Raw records
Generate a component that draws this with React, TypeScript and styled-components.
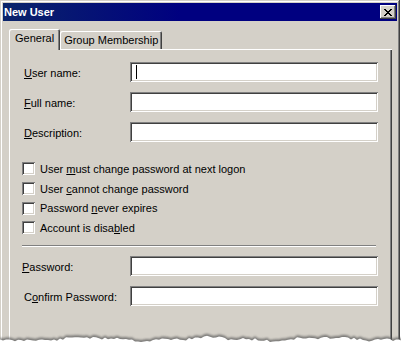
import React from "react";
import styled, { createGlobalStyle } from "styled-components";

const face = "#d4d0c8";
const shadow = "#808080";
const darkShadow = "#404040";

const GlobalStyle = createGlobalStyle`
  html, body {
    margin: 0;
    padding: 0;
    background: #ffffff;
  }
  body {
    font-family: "Liberation Sans", Arial, sans-serif;
    font-size: 11px;
    color: #000;
  }
`;

// pseudo random torn paper edge, computed once
const tornPath = (() => {
  let seed = 11;
  const rnd = () => {
    seed = (seed * 9301 + 49297) % 233280;
    return seed / 233280;
  };
  const pts: string[] = [];
  for (let x = 0; x <= 404; x += 3) {
    const y = 11 + Math.sin(x / 19) * 1.4 + Math.sin(x / 7) * 0.8 + (rnd() - 0.5) * 2.6;
    pts.push(`${x},${y.toFixed(1)}`);
  }
  return `M0,24 L${pts.join(" L")} L404,24 Z`;
})();

const Page = styled.div`
  position: relative;
  width: 401px;
  height: 350px;
  overflow: hidden;
`;

const Window = styled.div`
  width: 400px;
  height: 350px;
  box-sizing: border-box;
  padding: 3px;
  background: ${face};
  box-shadow: inset -1px -1px ${darkShadow}, inset 1px 1px ${face},
    inset -2px -2px ${shadow}, inset 2px 2px #ffffff;
`;

const TitleBar = styled.div`
  height: 18px;
  display: flex;
  align-items: center;
  justify-content: space-between;
  padding-left: 1px;
  background: linear-gradient(to right, #0a246a 0%, #000080 45%, #000080 100%);

  h1 {
    margin: 0;
    font-size: 11px;
    font-weight: 700;
    color: #ffffff;
    line-height: 18px;
  }
`;

const CloseButton = styled.div`
  width: 16px;
  height: 14px;
  margin-right: 1px;
  display: flex;
  align-items: center;
  justify-content: center;
  background: ${face};
  box-shadow: inset -1px -1px ${darkShadow}, inset 1px 1px #ffffff,
    inset -2px -2px ${shadow}, inset 2px 2px ${face};

  svg {
    display: block;
    margin-left: -1px;
  }
`;

const Body = styled.div`
  padding: 8px 0 0 6px;
`;

const TabStrip = styled.div`
  display: flex;
  align-items: flex-end;
  height: 20px;
`;

const Tab = styled.div<{ $active?: boolean }>`
  position: relative;
  z-index: ${({ $active }) => ($active ? 1 : 0)};
  box-sizing: border-box;
  height: ${({ $active }) => ($active ? "21px" : "18px")};
  margin-bottom: ${({ $active }) => ($active ? "-1px" : "0")};
  padding: ${({ $active }) => ($active ? "3px 6px 0 6px" : "3px 4px 0 4px")};
  background: ${face};
  border-radius: 2px 2px 0 0;
  box-shadow: inset 1px 1px #ffffff, inset -1px 0 ${darkShadow},
    inset -2px 0 ${shadow};
  white-space: nowrap;
  line-height: 13px;
`;

const Panel = styled.div`
  width: 383px;
  height: 300px;
  box-sizing: border-box;
  padding: 13px 14px 0 15px;
  box-shadow: inset 1px 1px #ffffff, inset -1px 0 ${darkShadow},
    inset -2px 0 ${shadow};
`;

const FieldGroup = styled.div`
  display: flex;
  flex-direction: column;
  gap: 10px;
`;

const FieldRow = styled.div`
  display: grid;
  grid-template-columns: 106px 248px;
  align-items: center;
`;

const Label = styled.div<{ $shift?: number }>`
  margin-left: ${({ $shift }) => $shift ?? 0}px;
  padding-top: 2px;
  white-space: nowrap;
`;

const Key = styled.span`
  text-decoration: underline;
`;

const TextBox = styled.div`
  position: relative;
  height: 20px;
  box-sizing: border-box;
  background: #ffffff;
  box-shadow: inset 1px 1px ${shadow}, inset -1px -1px #ffffff,
    inset 2px 2px ${darkShadow}, inset -2px -2px ${face};
`;

const Caret = styled.span`
  position: absolute;
  left: 6px;
  top: 3px;
  width: 1px;
  height: 14px;
  background: #000;
`;

const CheckGroup = styled.div`
  margin: 17px 0 0 -2px;
  display: flex;
  flex-direction: column;
`;

const CheckRow = styled.div`
  height: 19.7px;
  display: flex;
  align-items: center;
  gap: 5px;
`;

const CheckBox = styled.span`
  width: 13px;
  height: 13px;
  flex: none;
  box-sizing: border-box;
  background: #ffffff;
  box-shadow: inset 1px 1px ${shadow}, inset -1px -1px #ffffff,
    inset 2px 2px ${darkShadow}, inset -2px -2px ${face};
`;

const Separator = styled.div`
  width: 354px;
  margin: 7px 0 9px -2px;
  border-top: 1px solid ${shadow};
  border-bottom: 1px solid #ffffff;
`;

const TornEdge = styled.svg`
  position: absolute;
  left: 0;
  top: 328px;
`;

function CloseGlyph() {
  const rows = ["XX....XX", ".XX..XX.", "..XXXX..", "...XX...", "..XXXX..", ".XX..XX.", "XX....XX"];
  return (
    <svg width="8" height="7" viewBox="0 0 8 7" shapeRendering="crispEdges">
      {rows.flatMap((row, y) =>
        row.split("").map((c, x) =>
          c === "X" ? <rect key={`${x}-${y}`} x={x} y={y} width="1" height="1" fill="#000" /> : null
        )
      )}
    </svg>
  );
}

export default function App() {
  return (
    <Page>
      <GlobalStyle />
      <Window>
        <TitleBar>
          <h1>New User</h1>
          <CloseButton>
            <CloseGlyph />
          </CloseButton>
        </TitleBar>

        <Body>
          <TabStrip>
            <Tab $active>General</Tab>
            <Tab>Group Membership</Tab>
          </TabStrip>

          <Panel>
            <FieldGroup>
              <FieldRow>
                <Label>
                  <Key>U</Key>ser name:
                </Label>
                <TextBox>
                  <Caret />
                </TextBox>
              </FieldRow>
              <FieldRow>
                <Label>
                  <Key>F</Key>ull name:
                </Label>
                <TextBox />
              </FieldRow>
              <FieldRow>
                <Label>
                  <Key>D</Key>escription:
                </Label>
                <TextBox />
              </FieldRow>
            </FieldGroup>

            <CheckGroup>
              <CheckRow>
                <CheckBox />
                <span>
                  User <Key>m</Key>ust change password at next logon
                </span>
              </CheckRow>
              <CheckRow>
                <CheckBox />
                <span>
                  User <Key>c</Key>annot change password
                </span>
              </CheckRow>
              <CheckRow>
                <CheckBox />
                <span>
                  Password <Key>n</Key>ever expires
                </span>
              </CheckRow>
              <CheckRow>
                <CheckBox />
                <span>
                  Account is disa<Key>b</Key>led
                </span>
              </CheckRow>
            </CheckGroup>

            <Separator />

            <FieldGroup>
              <FieldRow>
                <Label $shift={-2}>
                  <Key>P</Key>assword:
                </Label>
                <TextBox />
              </FieldRow>
              <FieldRow>
                <Label>
                  C<Key>o</Key>nfirm Password:
                </Label>
                <TextBox />
              </FieldRow>
            </FieldGroup>
          </Panel>
        </Body>
      </Window>

      <TornEdge width="401" height="22" viewBox="0 0 401 22">
        <defs>
          <filter id="tornBlur" x="-5%" y="-50%" width="110%" height="200%">
            <feGaussianBlur stdDeviation="1.1" />
          </filter>
        </defs>
        <path d={tornPath} transform="translate(0,-2)" fill="#5a5a5a" opacity="0.75" filter="url(#tornBlur)" />
        <path d={tornPath} fill="#ffffff" />
      </TornEdge>
    </Page>
  );
}
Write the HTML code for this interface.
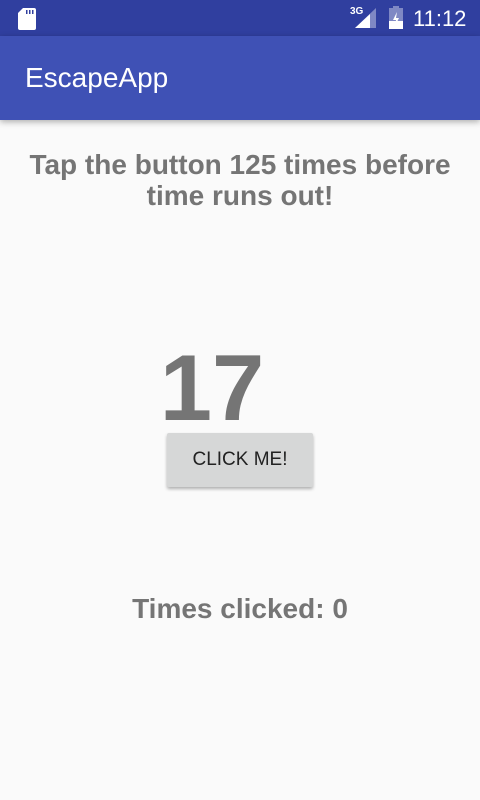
<!DOCTYPE html>
<html><head><style>
body{margin:0;width:480px;height:800px;background:#fafafa;font-family:"Liberation Sans",sans-serif;position:relative;overflow:hidden}
.sb{position:absolute;top:0;left:0;width:480px;height:36px;background:#303f9f}
.ab{position:absolute;top:36px;left:0;width:480px;height:84px;background:#3f51b5;box-shadow:0 2px 6px rgba(0,0,0,.3)}
.t{position:absolute;color:#fff}
.c{position:absolute;left:0;width:480px;text-align:center;color:#757575;font-weight:bold}
</style></head><body>
<div class="sb">
<svg style="position:absolute;left:18px;top:8px" width="18" height="22"><path d="M5 0H16a2 2 0 0 1 2 2V20a2 2 0 0 1-2 2H2a2 2 0 0 1-2-2V5z" fill="#fff"/><rect x="8" y="2" width="1.5" height="4" fill="#303f9f"/><rect x="11" y="2" width="1.5" height="4" fill="#303f9f"/><rect x="14" y="2" width="1.5" height="4" fill="#303f9f"/></svg>
<div class="t" style="left:350px;top:6px;font-size:10px;font-weight:bold">3G</div>
<svg style="position:absolute;left:355px;top:8px" width="22" height="20"><path d="M21 0V20H0z" fill="#7f88c4"/><path d="M15 6V20H0z" fill="#fff"/></svg>
<svg style="position:absolute;left:389px;top:6px" width="14" height="23"><rect x="4" y="0" width="6" height="3" fill="#7f88c4"/><rect x="0" y="2" width="14" height="21" fill="#7f88c4"/><path d="M0 15H14V23H0z" fill="#fff"/><path d="M8 6L4 14H7L6 20L10 12H7z" fill="#fff"/></svg>
<div class="t" style="left:413px;top:6px;font-size:22px">11:12</div>
</div>
<div class="ab"><div class="t" style="left:25px;top:26px;font-size:28px">EscapeApp</div></div>
<div class="c" style="top:149px;font-size:28px;line-height:31px">Tap the button 125 times before<br>time runs out!</div>
<div class="c" style="top:334px;font-size:94px;left:-28px">17</div>
<div style="position:absolute;left:167px;top:433px;width:146px;height:54px;background:#d6d7d7;border-radius:2px;box-shadow:0 2px 3px rgba(0,0,0,.3);text-align:center;line-height:54px;font-size:19px;color:#222">CLICK ME!</div>
<div class="c" style="top:593px;font-size:28px">Times clicked: 0</div>
</body></html>
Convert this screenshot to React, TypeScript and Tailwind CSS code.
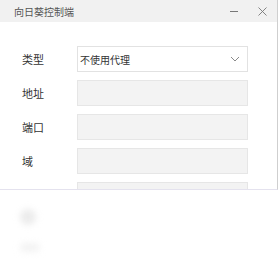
import React from 'react';

const font = { fontFamily: '"Noto Sans CJK SC", "Noto Sans", sans-serif' };

const Row: React.FC<{ label: string; children?: React.ReactNode; select?: boolean }> = ({ label, children, select }) => (
  <div className="flex items-center h-[26px]">
    <div className="w-[77px] shrink-0 pl-[22px] text-[11px] leading-none text-[#333]">{label}</div>
    {select ? (
      <div className="w-[171px] h-[26px] flex items-center justify-between bg-white border border-[#e2e2e2] pl-[2px] pr-[7px]">
        <span className="text-[10px] text-[#333]">{children}</span>
        <svg width="10" height="6" viewBox="0 0 10 6" fill="none" stroke="#8a8a8a" strokeWidth="1">
          <path d="M1 1l4 4 4-4" />
        </svg>
      </div>
    ) : (
      <div className="w-[171px] h-[26px] bg-[#f3f3f3] border border-[#e6e6e6]" />
    )}
  </div>
);

export default function App() {
  return (
    <div className="w-[280px] h-[270px] bg-white overflow-hidden" style={font}>
      <div className="w-[278px] h-[190px] overflow-hidden border-r border-b border-r-[#cfcfcf] border-b-[#e4e2ee] bg-white">
        <div className="h-[22px] bg-[#f1f1f1] flex items-center pl-[14px] pr-[10px]">
          <span className="text-[10px] text-[#555] flex-1">向日葵控制端</span>
          <div className="w-[8px] h-px bg-[#777] mr-[20px]" />
          <svg width="9" height="9" viewBox="0 0 9 9" stroke="#777" strokeWidth="0.9">
            <path d="M0.5 0.5l8 8M8.5 0.5l-8 8" />
          </svg>
        </div>
        <div className="pt-[24px] flex flex-col gap-[8px]">
          <Row label="类型" select>不使用代理</Row>
          <Row label="地址" />
          <Row label="端口" />
          <Row label="域" />
          <Row label="" />
        </div>
      </div>
      <div className="flex flex-col pl-[20px] pt-[19px]">
        <div className="w-[16px] h-[16px] rounded-full bg-[#ececec] blur-[3px]" />
        <div className="w-[20px] h-[9px] mt-[18px] rounded-full bg-[#f3f3f3] blur-[3px]" />
      </div>
    </div>
  );
}
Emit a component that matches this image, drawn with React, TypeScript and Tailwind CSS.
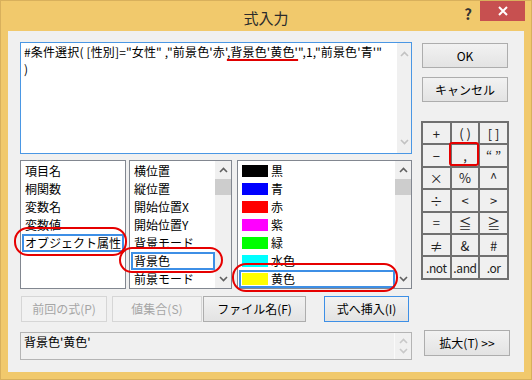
import React from "react";

function Chevron({ up, color }: { up: boolean; color: string }) {
  return (
    <svg width="9" height="6" viewBox="0 0 9 6">
      <path
        d={up ? "M1 5 L4.5 1.5 L8 5" : "M1 1 L4.5 4.5 L8 1"}
        fill="none"
        stroke={color}
        strokeWidth="1.6"
      />
    </svg>
  );
}

function ListScrollbar() {
  return (
    <div className="w-[16px] h-full bg-[#f0f0f0] flex flex-col items-center">
      <div className="h-[18px] flex items-center justify-center">
        <Chevron up color="#606060" />
      </div>
      <div className="w-[16px] h-[16px] bg-[#cdcdcd]" />
      <div className="flex-1" />
      <div className="h-[18px] flex items-center justify-center">
        <Chevron up={false} color="#606060" />
      </div>
    </div>
  );
}

function Item({ text, selected }: { text: string; selected?: boolean }) {
  return (
    <div
      className={
        "h-[18px] flex items-center text-[12px] leading-none whitespace-nowrap " +
        (selected ? "border-2 border-[#3d8fe6] pl-[1px]" : "pl-[3px]")
      }
    >
      {text}
    </div>
  );
}

function ColorItem({ color, text, selected }: { color: string; text: string; selected?: boolean }) {
  return (
    <div
      className={
        "h-[18px] flex items-center gap-[3px] text-[12px] leading-none whitespace-nowrap " +
        (selected ? "border-2 border-[#3d8fe6] pl-[1px]" : "pl-[3px]")
      }
    >
      <div className="w-[26px] h-[12px]" style={{ backgroundColor: color }} />
      <span>{text}</span>
    </div>
  );
}

function Btn({
  children,
  w,
  kind,
}: {
  children: React.ReactNode;
  w: string;
  kind: "normal" | "disabled" | "default";
}) {
  const base =
    "h-full flex items-center justify-center text-[12px] leading-none whitespace-nowrap border ";
  const k =
    kind === "disabled"
      ? "border-[#d6d6d6] bg-[#f2f2f2] text-[#a6a6a6]"
      : kind === "default"
      ? "border-[#3d8fe6] bg-gradient-to-b from-[#f2f2f2] to-[#e3e3e3] text-black"
      : "border-[#adadad] bg-gradient-to-b from-[#f2f2f2] to-[#e3e3e3] text-black";
  return <div className={base + k + " " + w}>{children}</div>;
}

const ops = [
  "+", "( )", "[ ]",
  "−", ",", "“ ”",
  "×", "%", "^",
  "÷", "<", ">",
  "=", "≦", "≧",
  "≠", "&", "#",
  ".not", ".and", ".or",
];

export default function App() {
  return (
    <div className="w-[532px] h-[380px] bg-[#f1c96c] border border-[#d8b05c] flex flex-col font-['Noto_Sans_CJK_JP','Noto_Sans',sans-serif] text-black overflow-hidden">
      {/* title bar */}
      <div className="relative h-[30px] shrink-0 flex items-center justify-center">
        <span className="text-[15px] text-[#2b2b2b] leading-none mt-[2px]">式入力</span>
        <div className="absolute right-[6px] top-0 flex items-start">
          <span className="text-[15px] font-bold text-[#333] leading-none mt-[5px] mr-[8px]">?</span>
          <div className="w-[45px] h-[20px] bg-[#c75050] flex items-center justify-center">
            <svg width="10" height="10" viewBox="0 0 10 10">
              <path d="M1 1 L9 9 M9 1 L1 9" stroke="white" strokeWidth="2" />
            </svg>
          </div>
        </div>
      </div>

      {/* client */}
      <div className="relative ml-[7px] mr-[7px] mb-[7px] flex-1 bg-[#f0f0f0] pl-[12px] pt-[11px] pb-[12px] flex">
        {/* left column */}
        <div className="w-[392px] flex flex-col">
          {/* formula textarea */}
          <div className="h-[112px] border border-[#4a97e4] bg-white flex">
            <div className="flex-1 pl-[3px] pt-0 text-[12px] leading-[17px] tracking-[0.15px] whitespace-nowrap overflow-hidden">
              <div>
                #条件選択( [性別]="女性" ,"前景色'赤'
                <span className="underline decoration-2 decoration-[#e00000] underline-offset-[2px]">,背景色'黄色'</span>
                ",1,"前景色'青'"
              </div>
              <div>)</div>
            </div>
            <div className="w-[14px] bg-[#f0f0f0] flex flex-col items-center justify-between py-[8px]">
              <Chevron up color="#c2c2c2" />
              <Chevron up={false} color="#c2c2c2" />
            </div>
          </div>

          {/* lists */}
          <div className="mt-[6px] h-[129px] flex">
            <div className="w-[106px] h-full border border-[#828790] bg-white pt-[1px] px-[1px]">
              <Item text="項目名" />
              <Item text="桐関数" />
              <Item text="変数名" />
              <Item text="変数値" />
              <Item text="オブジェクト属性" selected />
            </div>
            <div className="ml-[3px] w-[103px] h-full border border-[#828790] bg-white flex">
              <div className="flex-1 pt-[1px] pl-[1px] overflow-hidden">
                <Item text="横位置" />
                <Item text="縦位置" />
                <Item text="開始位置X" />
                <Item text="開始位置Y" />
                <Item text="背景モード" />
                <Item text="背景色" selected />
                <Item text="前景モード" />
              </div>
              <ListScrollbar />
            </div>
            <div className="ml-[5px] w-[175px] h-full border border-[#828790] bg-white flex">
              <div className="flex-1 pt-[1px] pl-[1px] overflow-hidden">
                <ColorItem color="#000000" text="黒" />
                <ColorItem color="#0000ff" text="青" />
                <ColorItem color="#ff0000" text="赤" />
                <ColorItem color="#ff00ff" text="紫" />
                <ColorItem color="#00ff00" text="緑" />
                <ColorItem color="#00ffff" text="水色" />
                <ColorItem color="#ffff00" text="黄色" selected />
              </div>
              <ListScrollbar />
            </div>
          </div>

          {/* buttons */}
          <div className="mt-[7px] h-[26px] flex pl-[1px]">
            <Btn w="w-[86px]" kind="disabled">前回の式(P)</Btn>
            <div className="w-[5px]" />
            <Btn w="w-[90px]" kind="disabled">値集合(S)</Btn>
            <div className="w-[1px]" />
            <Btn w="w-[103px]" kind="normal">ファイル名(F)</Btn>
            <div className="w-[18px]" />
            <Btn w="w-[85px]" kind="default">式へ挿入(I)</Btn>
          </div>

          {/* bottom box */}
          <div className="mt-[10px] h-[28px] border border-[#b4b4b4] bg-[#f0f0f0] flex">
            <div className="flex-1 pl-[3px] pt-[1px] text-[12px] leading-[15px]">背景色'黄色'</div>
            <div className="w-[17px] border-l border-[#fafafa] flex flex-col items-center justify-between py-[5px]">
              <Chevron up color="#c8c8c8" />
              <Chevron up={false} color="#c8c8c8" />
            </div>
          </div>
        </div>

        {/* right column */}
        <div className="ml-[9px] w-[89px] flex flex-col">
          <div className="ml-[1px] mt-[1px]">
            <div className="h-[25px] w-[86px]">
              <Btn w="w-[86px]" kind="normal">OK</Btn>
            </div>
            <div className="mt-[9px] h-[25px] w-[86px]">
              <Btn w="w-[86px]" kind="normal">キャンセル</Btn>
            </div>
          </div>
          <div className="mt-[19px] w-[88px] bg-[#707070] p-[2px] grid grid-cols-3 gap-[2px]">
            {ops.map((o, i) => (
              <div
                key={i}
                className={
                  "h-[20.4px] bg-[#f0f0f0] flex items-center justify-center leading-none text-[#222] " +
                  (o.startsWith(".") ? "text-[12px] tracking-[-0.4px]" : "text-[13px]")
                }
              >
                {o}
              </div>
            ))}
          </div>
          <div className="mt-auto mb-[4px] ml-[3px] h-[26px] w-[86px]">
            <Btn w="w-[86px]" kind="normal">拡大(T) &gt;&gt;</Btn>
          </div>
        </div>

        {/* red annotation marks */}
        <div className="absolute left-[6px] top-[196px] w-[113px] h-[29px] border-2 border-[#e60000] rounded-[14px]" />
        <div className="absolute left-[111px] top-[216px] w-[104px] h-[26px] border-2 border-[#e60000] rounded-[13px]" />
        <div className="absolute left-[224px] top-[232px] w-[166px] h-[29px] border-2 border-[#e60000] rounded-[14px]" />
        <div className="absolute left-[441px] top-[111px] w-[30px] h-[24px] border-2 border-[#e60000] rounded-[3px]" />
      </div>
    </div>
  );
}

Job:
Word for word, give again the lines from the first entry to the line with "background: linear-gradient(to right, #0a246a", inclusive. Exclude the pictures.

The output:
Generate a component that draws this with React, TypeScript and styled-components.
import React from "react";
import styled, { createGlobalStyle } from "styled-components";

const face = "#d4d0c8";
const shadow = "#808080";
const darkShadow = "#404040";

const GlobalStyle = createGlobalStyle`
  html, body {
    margin: 0;
    padding: 0;
    background: #ffffff;
  }
  body {
    font-family: "Liberation Sans", Arial, sans-serif;
    font-size: 11px;
    color: #000;
  }
`;

// pseudo random torn paper edge, computed once
const tornPath = (() => {
  let seed = 11;
  const rnd = () => {
    seed = (seed * 9301 + 49297) % 233280;
    return seed / 233280;
  };
  const pts: string[] = [];
  for (let x = 0; x <= 404; x += 3) {
    const y = 11 + Math.sin(x / 19) * 1.4 + Math.sin(x / 7) * 0.8 + (rnd() - 0.5) * 2.6;
    pts.push(`${x},${y.toFixed(1)}`);
  }
  return `M0,24 L${pts.join(" L")} L404,24 Z`;
})();

const Page = styled.div`
  position: relative;
  width: 401px;
  height: 350px;
  overflow: hidden;
`;

const Window = styled.div`
  width: 400px;
  height: 350px;
  box-sizing: border-box;
  padding: 3px;
  background: ${face};
  box-shadow: inset -1px -1px ${darkShadow}, inset 1px 1px ${face},
    inset -2px -2px ${shadow}, inset 2px 2px #ffffff;
`;

const TitleBar = styled.div`
  height: 18px;
  display: flex;
  align-items: center;
  justify-content: space-between;
  padding-left: 1px;
  background: linear-gradient(to right, #0a246a 0%, #000080 45%, #000080 100%);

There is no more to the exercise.